■ WRITTEN EXERCISE: Copy out the data below as written; omit any images.

■ DATA:
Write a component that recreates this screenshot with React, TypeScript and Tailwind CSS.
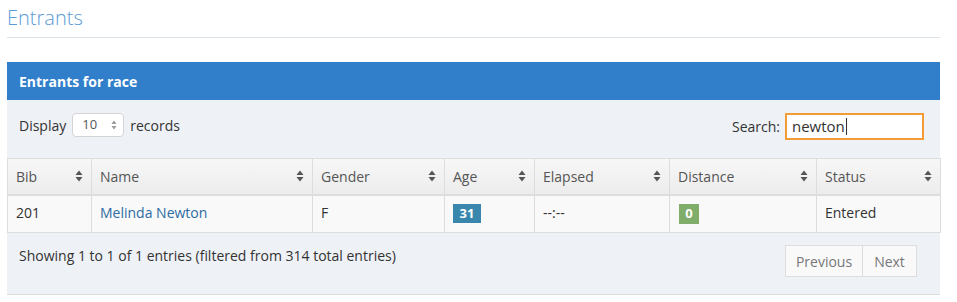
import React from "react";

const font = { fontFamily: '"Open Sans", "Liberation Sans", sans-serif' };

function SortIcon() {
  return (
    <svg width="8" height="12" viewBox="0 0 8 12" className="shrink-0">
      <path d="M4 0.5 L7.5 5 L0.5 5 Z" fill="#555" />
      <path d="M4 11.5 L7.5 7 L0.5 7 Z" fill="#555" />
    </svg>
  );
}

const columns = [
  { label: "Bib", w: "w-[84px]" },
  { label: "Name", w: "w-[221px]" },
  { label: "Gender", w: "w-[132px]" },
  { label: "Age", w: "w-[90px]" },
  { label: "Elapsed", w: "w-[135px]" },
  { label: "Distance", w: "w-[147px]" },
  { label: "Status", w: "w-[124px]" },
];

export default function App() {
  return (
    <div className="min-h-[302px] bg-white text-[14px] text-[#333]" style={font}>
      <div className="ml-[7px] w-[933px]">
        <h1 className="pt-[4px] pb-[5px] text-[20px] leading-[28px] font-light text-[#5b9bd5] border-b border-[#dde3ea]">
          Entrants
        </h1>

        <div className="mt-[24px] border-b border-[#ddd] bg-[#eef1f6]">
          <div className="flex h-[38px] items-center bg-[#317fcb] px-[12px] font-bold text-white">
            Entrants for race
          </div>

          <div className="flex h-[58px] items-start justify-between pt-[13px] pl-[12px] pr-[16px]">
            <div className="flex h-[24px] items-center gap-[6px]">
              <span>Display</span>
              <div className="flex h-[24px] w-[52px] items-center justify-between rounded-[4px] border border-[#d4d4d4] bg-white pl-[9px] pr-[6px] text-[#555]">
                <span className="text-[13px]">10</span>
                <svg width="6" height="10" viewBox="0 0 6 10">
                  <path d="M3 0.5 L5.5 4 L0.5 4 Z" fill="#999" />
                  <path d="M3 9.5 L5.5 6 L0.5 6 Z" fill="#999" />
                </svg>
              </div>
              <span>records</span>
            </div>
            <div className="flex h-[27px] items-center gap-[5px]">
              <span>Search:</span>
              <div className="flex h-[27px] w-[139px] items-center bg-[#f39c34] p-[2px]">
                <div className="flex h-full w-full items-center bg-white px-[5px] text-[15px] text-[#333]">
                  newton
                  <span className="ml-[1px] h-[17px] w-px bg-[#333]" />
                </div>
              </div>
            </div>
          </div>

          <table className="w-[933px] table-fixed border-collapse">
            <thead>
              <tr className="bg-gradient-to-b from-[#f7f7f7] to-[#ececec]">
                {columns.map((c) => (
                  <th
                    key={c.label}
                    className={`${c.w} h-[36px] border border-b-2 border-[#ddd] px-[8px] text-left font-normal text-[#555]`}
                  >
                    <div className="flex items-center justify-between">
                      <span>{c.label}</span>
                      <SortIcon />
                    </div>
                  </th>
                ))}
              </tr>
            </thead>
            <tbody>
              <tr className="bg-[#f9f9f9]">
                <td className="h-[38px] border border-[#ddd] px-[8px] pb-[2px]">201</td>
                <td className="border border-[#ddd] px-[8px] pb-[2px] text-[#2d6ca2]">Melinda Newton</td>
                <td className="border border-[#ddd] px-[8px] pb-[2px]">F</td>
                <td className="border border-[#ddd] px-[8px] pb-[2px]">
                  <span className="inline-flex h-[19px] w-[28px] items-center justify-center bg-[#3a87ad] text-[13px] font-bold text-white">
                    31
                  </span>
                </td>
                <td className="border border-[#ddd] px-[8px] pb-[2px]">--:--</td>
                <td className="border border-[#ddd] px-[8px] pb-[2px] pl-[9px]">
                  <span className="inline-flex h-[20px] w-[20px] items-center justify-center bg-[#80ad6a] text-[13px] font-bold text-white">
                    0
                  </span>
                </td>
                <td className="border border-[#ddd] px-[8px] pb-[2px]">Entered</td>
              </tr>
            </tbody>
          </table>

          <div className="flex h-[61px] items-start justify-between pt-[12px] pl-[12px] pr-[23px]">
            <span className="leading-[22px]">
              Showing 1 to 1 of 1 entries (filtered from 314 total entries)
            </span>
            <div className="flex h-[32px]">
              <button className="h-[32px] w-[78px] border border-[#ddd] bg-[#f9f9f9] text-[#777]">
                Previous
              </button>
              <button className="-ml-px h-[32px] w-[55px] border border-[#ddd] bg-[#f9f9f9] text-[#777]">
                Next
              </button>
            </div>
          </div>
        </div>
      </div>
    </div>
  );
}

■ SOLUTION:
Write a component that recreates this screenshot with React, TypeScript and Tailwind CSS.
import React from "react";

const font = { fontFamily: '"Open Sans", "Liberation Sans", sans-serif' };

function SortIcon() {
  return (
    <svg width="8" height="12" viewBox="0 0 8 12" className="shrink-0">
      <path d="M4 0.5 L7.5 5 L0.5 5 Z" fill="#555" />
      <path d="M4 11.5 L7.5 7 L0.5 7 Z" fill="#555" />
    </svg>
  );
}

const columns = [
  { label: "Bib", w: "w-[84px]" },
  { label: "Name", w: "w-[221px]" },
  { label: "Gender", w: "w-[132px]" },
  { label: "Age", w: "w-[90px]" },
  { label: "Elapsed", w: "w-[135px]" },
  { label: "Distance", w: "w-[147px]" },
  { label: "Status", w: "w-[124px]" },
];

export default function App() {
  return (
    <div className="min-h-[302px] bg-white text-[14px] text-[#333]" style={font}>
      <div className="ml-[7px] w-[933px]">
        <h1 className="pt-[4px] pb-[5px] text-[20px] leading-[28px] font-light text-[#5b9bd5] border-b border-[#dde3ea]">
          Entrants
        </h1>

        <div className="mt-[24px] border-b border-[#ddd] bg-[#eef1f6]">
          <div className="flex h-[38px] items-center bg-[#317fcb] px-[12px] font-bold text-white">
            Entrants for race
          </div>

          <div className="flex h-[58px] items-start justify-between pt-[13px] pl-[12px] pr-[16px]">
            <div className="flex h-[24px] items-center gap-[6px]">
              <span>Display</span>
              <div className="flex h-[24px] w-[52px] items-center justify-between rounded-[4px] border border-[#d4d4d4] bg-white pl-[9px] pr-[6px] text-[#555]">
                <span className="text-[13px]">10</span>
                <svg width="6" height="10" viewBox="0 0 6 10">
                  <path d="M3 0.5 L5.5 4 L0.5 4 Z" fill="#999" />
                  <path d="M3 9.5 L5.5 6 L0.5 6 Z" fill="#999" />
                </svg>
              </div>
              <span>records</span>
            </div>
            <div className="flex h-[27px] items-center gap-[5px]">
              <span>Search:</span>
              <div className="flex h-[27px] w-[139px] items-center bg-[#f39c34] p-[2px]">
                <div className="flex h-full w-full items-center bg-white px-[5px] text-[15px] text-[#333]">
                  newton
                  <span className="ml-[1px] h-[17px] w-px bg-[#333]" />
                </div>
              </div>
            </div>
          </div>

          <table className="w-[933px] table-fixed border-collapse">
            <thead>
              <tr className="bg-gradient-to-b from-[#f7f7f7] to-[#ececec]">
                {columns.map((c) => (
                  <th
                    key={c.label}
                    className={`${c.w} h-[36px] border border-b-2 border-[#ddd] px-[8px] text-left font-normal text-[#555]`}
                  >
                    <div className="flex items-center justify-between">
                      <span>{c.label}</span>
                      <SortIcon />
                    </div>
                  </th>
                ))}
              </tr>
            </thead>
            <tbody>
              <tr className="bg-[#f9f9f9]">
                <td className="h-[38px] border border-[#ddd] px-[8px] pb-[2px]">201</td>
                <td className="border border-[#ddd] px-[8px] pb-[2px] text-[#2d6ca2]">Melinda Newton</td>
                <td className="border border-[#ddd] px-[8px] pb-[2px]">F</td>
                <td className="border border-[#ddd] px-[8px] pb-[2px]">
                  <span className="inline-flex h-[19px] w-[28px] items-center justify-center bg-[#3a87ad] text-[13px] font-bold text-white">
                    31
                  </span>
                </td>
                <td className="border border-[#ddd] px-[8px] pb-[2px]">--:--</td>
                <td className="border border-[#ddd] px-[8px] pb-[2px] pl-[9px]">
                  <span className="inline-flex h-[20px] w-[20px] items-center justify-center bg-[#80ad6a] text-[13px] font-bold text-white">
                    0
                  </span>
                </td>
                <td className="border border-[#ddd] px-[8px] pb-[2px]">Entered</td>
              </tr>
            </tbody>
          </table>

          <div className="flex h-[61px] items-start justify-between pt-[12px] pl-[12px] pr-[23px]">
            <span className="leading-[22px]">
              Showing 1 to 1 of 1 entries (filtered from 314 total entries)
            </span>
            <div className="flex h-[32px]">
              <button className="h-[32px] w-[78px] border border-[#ddd] bg-[#f9f9f9] text-[#777]">
                Previous
              </button>
              <button className="-ml-px h-[32px] w-[55px] border border-[#ddd] bg-[#f9f9f9] text-[#777]">
                Next
              </button>
            </div>
          </div>
        </div>
      </div>
    </div>
  );
}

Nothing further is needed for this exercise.